Blustery Times & The Art of Letting Go
Monday, October 1st, 2012
We live in blustery times. No matter where we live on the planet nobody can play deaf and dumb to the increasing anxiety of our Age and the declining health of the Earth. At this moment someone is making a bomb, someone else is planting a IED, someone else is pouring oil into the sea and someone else is about to write a suicide note. How have we have got ourselves and our environment into such a sorry state? With all our religion, scientism, technocracy and politics, nothing seems strong enough to save us from ourselves and the collective despair of grasping consumerism, debt and paranoia into which we are hurtling. How many of us are really in tune with ourselves and what’s going on around us? Surely it’s time to ‘down tools’ and fundamentally reassess our own health, the direction of our lives and the wellbeing of the Earth.
Since the health of our inner worlds, bodies and minds affects the macrocosmos of our domestic environments, work places and communities at large, it’s of vital importance to see that whatever is happening to us on a personal level is also happening at a universal level. From an energetic point of view, since we are all interconnected and interdependent, our thoughts, feelings and actions affect everyone and everything around us, so we need to ensure that we are in the best possible health in order to heal our environments, rather than contaminate them with our dis-ease, excesses and stresses.
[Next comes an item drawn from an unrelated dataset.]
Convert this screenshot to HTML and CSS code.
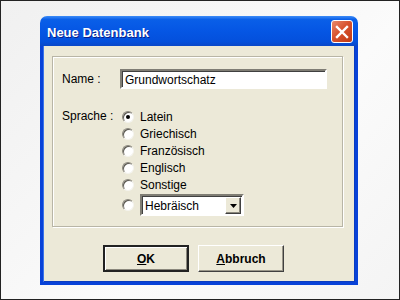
FILE: index.html
```html
<!DOCTYPE html>
<html>
<head>
	<meta charset="UTF-8">
	<title>Neue Datenbank</title>
	<link rel="stylesheet" href="styles.css">
</head>
<body>
	<div class="screen">
		<div class="window">
			<div class="titlebar">
				<span class="title">Neue Datenbank</span>
				<span class="close">
					<svg width="14" height="14" viewBox="0 0 14 14">
						<path d="M2 2 L12 12 M12 2 L2 12" stroke="#fff" stroke-width="2.4" stroke-linecap="square"/>
					</svg>
				</span>
			</div>
			<div class="client">
				<div class="group">
					<div class="row-name">
						<span class="label">Name :</span>
						<div class="textbox">Grundwortschatz</div>
					</div>
					<div class="row-lang">
						<span class="label">Sprache :</span>
						<div class="options">
							<div class="option"><span class="radio checked"></span>Latein</div>
							<div class="option"><span class="radio"></span>Griechisch</div>
							<div class="option"><span class="radio"></span>Französisch</div>
							<div class="option"><span class="radio"></span>Englisch</div>
							<div class="option"><span class="radio"></span>Sonstige</div>
							<div class="option combo-row">
								<span class="radio"></span>
								<div class="combo">
									<span class="combo-text">Hebräisch</span>
									<span class="combo-btn">
										<svg width="7" height="4" viewBox="0 0 7 4"><path d="M0 0 H7 L3.5 4 Z" fill="#000"/></svg>
									</span>
								</div>
							</div>
						</div>
					</div>
				</div>
				<div class="buttons">
					<button class="btn default"><u>O</u>K</button>
					<button class="btn"><u>A</u>bbruch</button>
				</div>
			</div>
		</div>
	</div>
</body>
</html>
```

FILE: styles.css
```css
body {
	margin: 0;
	padding: 0;
	font-family: "Liberation Sans", Arial, sans-serif;
}
.screen {
	width: 400px;
	height: 300px;
	box-sizing: border-box;
	border: 1px solid #222;
	background: linear-gradient(135deg, #f0f0f0 0%, #fbfbfb 60%, #f4f4f4 100%);
	padding: 15px 0 0 39px;
}
.window {
	width: 318px;
	height: 269px;
	display: flex;
	flex-direction: column;
}
.titlebar {
	height: 30px;
	border-radius: 7px 7px 0 0;
	background: linear-gradient(to bottom, #3d8cf7 0%, #0a5fe8 12%, #0556e4 50%, #0450dc 85%, #0a48c8 100%);
	display: flex;
	align-items: center;
	justify-content: space-between;
	padding: 0 5px 0 7px;
	box-sizing: border-box;
}
.title {
	color: #fff;
	font-weight: bold;
	font-size: 13px;
	text-shadow: 1px 1px 0 #0a1e8a;
	padding-top: 2px;
}
.close {
	width: 20px;
	height: 21px;
	border: 1px solid #fff;
	border-radius: 3px;
	background: linear-gradient(135deg, #e88a6c 0%, #d8532f 45%, #c03a14 100%);
	display: flex;
	align-items: center;
	justify-content: center;
	margin-top: 1px;
}
.client {
	flex: 1;
	background: #ece9d8;
	border: 3px solid #0842d8;
	border-top: none;
	box-shadow: inset 1px 0 0 #3a73ea, inset -1px 0 0 #0a3cc0, inset 0 -1px 0 #0a3cc0;
	padding: 10px 0 0 9px;
	display: flex;
	flex-direction: column;
}
.group {
	width: 291px;
	height: 171px;
	box-sizing: border-box;
	border: 1px solid #b8b5a6;
	box-shadow: inset 1px 1px 0 #fff, 1px 1px 0 #fff;
	padding: 12px 0 0 9px;
	font-size: 12px;
	color: #000;
}
.row-name {
	display: grid;
	grid-template-columns: 58px 207px;
	align-items: center;
}
.textbox {
	height: 20px;
	box-sizing: border-box;
	background: #fff;
	border: 2px solid;
	border-color: #7f7d74 #fff #fff #7f7d74;
	box-shadow: inset 1px 1px 0 #404040;
	padding: 2px 0 0 3px;
	line-height: 14px;
}
.row-lang {
	display: grid;
	grid-template-columns: 60px auto;
	margin-top: 19px;
}
.row-lang .label {
	line-height: 17px;
}
.options {
	display: flex;
	flex-direction: column;
}
.option {
	height: 17px;
	display: flex;
	align-items: center;
	gap: 6px;
}
.combo-row {
	height: 22px;
	margin-top: 1px;
}
.radio {
	width: 12px;
	height: 12px;
	box-sizing: border-box;
	border-radius: 50%;
	background: #fff;
	border: 1px solid;
	border-color: #8a877c #f4f3ee #f4f3ee #8a877c;
	box-shadow: inset 1px 1px 0 #5a5850;
	position: relative;
}
.radio.checked::after {
	content: "";
	position: absolute;
	left: 3px;
	top: 3px;
	width: 4px;
	height: 4px;
	border-radius: 50%;
	background: #000;
}
.combo {
	width: 104px;
	height: 22px;
	box-sizing: border-box;
	background: #fff;
	border: 2px solid;
	border-color: #7f7d74 #fff #fff #7f7d74;
	box-shadow: inset 1px 1px 0 #404040;
	display: flex;
	align-items: center;
	justify-content: space-between;
}
.combo-text {
	padding-left: 3px;
	padding-top: 1px;
}
.combo-btn {
	width: 16px;
	height: 17px;
	margin-right: 1px;
	margin-top: 1px;
	box-sizing: border-box;
	background: #ece9d8;
	border: 1px solid;
	border-color: #fff #404040 #404040 #fff;
	box-shadow: inset -1px -1px 0 #8a877c;
	display: flex;
	align-items: center;
	justify-content: center;
}
.buttons {
	display: flex;
	gap: 9px;
	margin: 18px 0 0 51px;
}
.btn {
	width: 86px;
	height: 27px;
	box-sizing: border-box;
	background: #ece9d8;
	border: 1px solid;
	border-color: #fff #404040 #404040 #fff;
	box-shadow: inset -1px -1px 0 #9a978a;
	font-family: "Liberation Sans", Arial, sans-serif;
	font-weight: bold;
	font-size: 12px;
	color: #000;
	padding: 0;
}
.btn.default {
	border: 2px solid #222;
	box-shadow: inset 1px 1px 0 #fff, inset -1px -1px 0 #8a877c;
}
```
Recently someone told me she used to see her neighbour chain smoking on the balcony looking distressed, night after night. One day she set alight to herself and burnt to death, alone, in her flat.
As we all go through our personal journey from summer to autumn to winter and back to spring through the natural movement of time, its useful to see how Nature expresses herself in terms of her seasons, rhythms and colours and how these reflect our own emotional lives. Wind is the element of change and Autumn is the season of maturation, harvest and surrender; the florid bounty of summer decrecendoes and with a deep sigh everything must return to the Earth and settle down in preparation for the long dark winter months ahead. Autumn is traditionally associated with letting go – as the driving and swirling equinoctial gales strip the trees and hedgerows bare, this is a good time for us to discard the debris from our psycho-emotional lives, the clutter from our homes and the relentless grip of ego – trying to force the world with our will.
How can we do this? Geshe Sonam Rinchen once said “if you can’t help someone, then don’t harm them,” which sounded like a good starting point. What he really meant was if you don’t work with yourself and your own situation properly, you might hurt yourself and the people around you, which is the mark of cowardice and impatience. Working from this premise, when we sit on the ground to examine our state of being we may discover that our minds are constantly moving or our emotions feel uncomfortable or compressed. So we try to let go of this uncomfortable or restless energy. This sounds so easy – just ‘let go.’ But nobody tells us actually how to do it. Here letting go means allowing ourselves to fully experience our existence as human beings. Most of the time we are too busy chasing our lives and ignoring what we feel to notice what’s happening at an unconscious, heart or cellular level. By allowing a space to open we begin to realize that we do not need to ‘keep calm and carry on’ and suppress our energy. Nor do we need to act out our aggression, both are different forms of trying to escape what we feel. There is another way: if we can identify the disturbance in terms of neurotic thinking, anxiety or unprocessed emotion then we can begin to experience this phenomenon simply as raw energy. If we are fully accepting of one emotion such as anger and allow it to be, properly experiencing the redness, hotness and tightness in our body, we can then give ourselves permission to soften and surrender. As long as we are able to create enough space, through breathing and softening, we can start to transmute our aggression into dynamic positive energy.
Similarly, our thoughts are like the yellow and red leaves riding on the wind of our restless mind, rising and falling, swirling, then eventually surrendering to gravity and collapsing on the ground. Thoughts are unreliable because they are always changing – sometimes up, sometimes down – in fact we never really know what we think because there’s too much thinking! If we don’t go up and down with our thoughts and life situations but stay where we are – sitting on the ground – then eventually we may decide give up the chase and let go of the grasping quality of ‘thinking’ and accept the true nature of the mind or the ground of primordial awareness which is always there – continually unchanging, spacious and open.
Here’s the good news – letting go is a process. Discovering what we really feel beneath the stubborn defences of ego takes considerable time. If we take this time and are courageous enough to encounter our emotions, working with them in a positive sense, then the process of transforming them into wisdom takes place automatically. Allowing our mind to be rather than fighting against it may take a lifetime. The point here is that is we can all start where we are and discover that our present life situation contains the means to work through our obstacles and out the other side. Life challenges are the working basis through which we discover who are – that is why we have a world. If we kill everybody in the whole world we have nothing left to work with. Once we take our own health and wellbeing seriously and start to clean up our act, the process of healing our world happens quite spontaneously because we are no longer involved with self-condemnation, self-destruction or self-serving desire. We don’t need to wait for economists, politicians, scientists or even doctors to come up with a cure for our world when we can take responsibility for our own healing and the necessary nurturing of this beautiful and fragile Earth, right here and right now.